I have heard many references made about $55 plus soybeans and $17 corn over the past few days and began to wonder where it all was coming from. Then I found this article on Ag Web that explained why people were getting all excited. In my opionion, it does no good to fear-monger about $55 plus soybeans and $17 plus corn. It just won’t happen and just provides grist for the anti-ethanol mill and RFS waiver bunch. The market will run its course. All these types of articles do is excite farmers and cause them to set unrealistic goals. My point is be cautious and use common sense. Yes prices are at all time highs , but that does not mean they cannot come crashing back down at any point in time.

Say What? $55- Plus Soybeans and $17-Plus Corn!

By: Fran Howard

If $10 per bushel corn and $20 per bushel soybeans seemed unfathomable a month ago, try $17 corn and $55 soybeans this month. According to Terry Roggensack, founding principal of the Hightower Report, prices that high can’t be ruled out.

Roggensack was a commentator on the CME Group’s Aug. 9 conference call ahead of August’s World Agricultural Supply and Demand Estimates (WASDE). He looked at the price highs set in 1973, the last time the world corn and soybean supply situation was as tight as it is today, and extrapolated in constant dollars what prices would need to be today to ration demand.

His answer: $17.59 for corn and $55.09 for soybeans. And that doesn’t factor in inflation. Balance sheets don’t work

The other commentator on the call, Dan Basse, president of AgResources, declined to provide a price ceiling for either corn or soybeans. “The cash market will tell us how high prices will go,” says Basse. “I can’t figure out the balance sheet.” The numbers don’t work, he adds.

The hottest July on record in the lower 48 states and one of the driest ever has destroyed much of the nation’s corn and soybean crops. Roggensack estimates that many fields will be zeroed out for insurance purposes. Some reports from irrigated cornfields, he says, are that yields are 20% below expectations.

Basse also thinks the final corn yield could be below or near 120 bushels. Slice 4 million harvested acres from USDA’s projections and corn production would drop to between 10 billion and 10.5 billion bushels, which means corn would need to go to $9.85 to nearly $11 to ration current demand.

“This leaves us with in a big, big problem: Who’s going to go without? Is it the livestock guy? Is it the exporter? Is it the ethanol producer? Our bet at the moment is that the livestock people will take the brunt,” Basse says.

He also expects corn exports to drop to levels not seen since 1974. “We have balance sheets that are almost unsolvable,” he adds.

Soybean fields, which were planted early along with cornfields this year, have also sustained irreparable damage. “There are a lot of reports of fields with no beans coming out of the pods,” Roggensack says.
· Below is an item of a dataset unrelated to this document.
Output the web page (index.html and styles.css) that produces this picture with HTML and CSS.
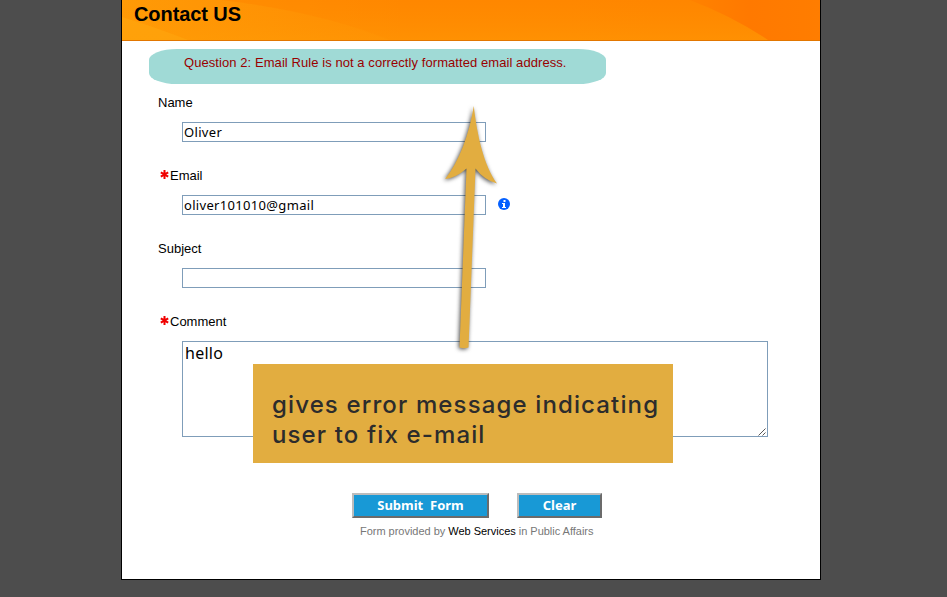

To make matters worse, South America, where the 2011-12 soybean crop was 807 million bushels lower than the 2010-11 crop, is now running low on soybeans. “Soybeans could have a massive run higher,” he adds.

The current supply-driven markets are not a U.S. issue alone. In the past year, the world’s projected supply of grains has dropped by 180 million metric tons. “This is shocking. This is getting people at the United Nations very concerned,” says Basse. “The poor in the world are going to see tremendous pressure on their budgetary expenditure for calories. This has become a very scary situation, particularly for those in the world who are impoverished.”

No longer is this a “what price can you buy the grain for” type of market, says Basse. It is now a “do you have the grain” type of market. “There will likely be a long tail on this drought that will carry into the winter,” he adds. A late frost will be critical to maximize U.S. corn and soybeans production, soil moistures need to be replenished, the winter wheat crop needs to be good, and weather in South America and Australia also needs to be nearly perfect.

“Any kind of price weakness will result in a buying opportunity,” Basse says. But that will be difficult for livestock producers to swallow when corn prices are already above $8 per bushel and soybeans are higher than $16.

December Corn

Chart: Prices working on the second consecutive ‘inside day’. Market is showing a good deal of indecision at this point. Momentum indicators are correcting – but have a long way to go. The gap between 676 and 685 ¼ from July 5 is an attractive target, near the 50% retrace of the move.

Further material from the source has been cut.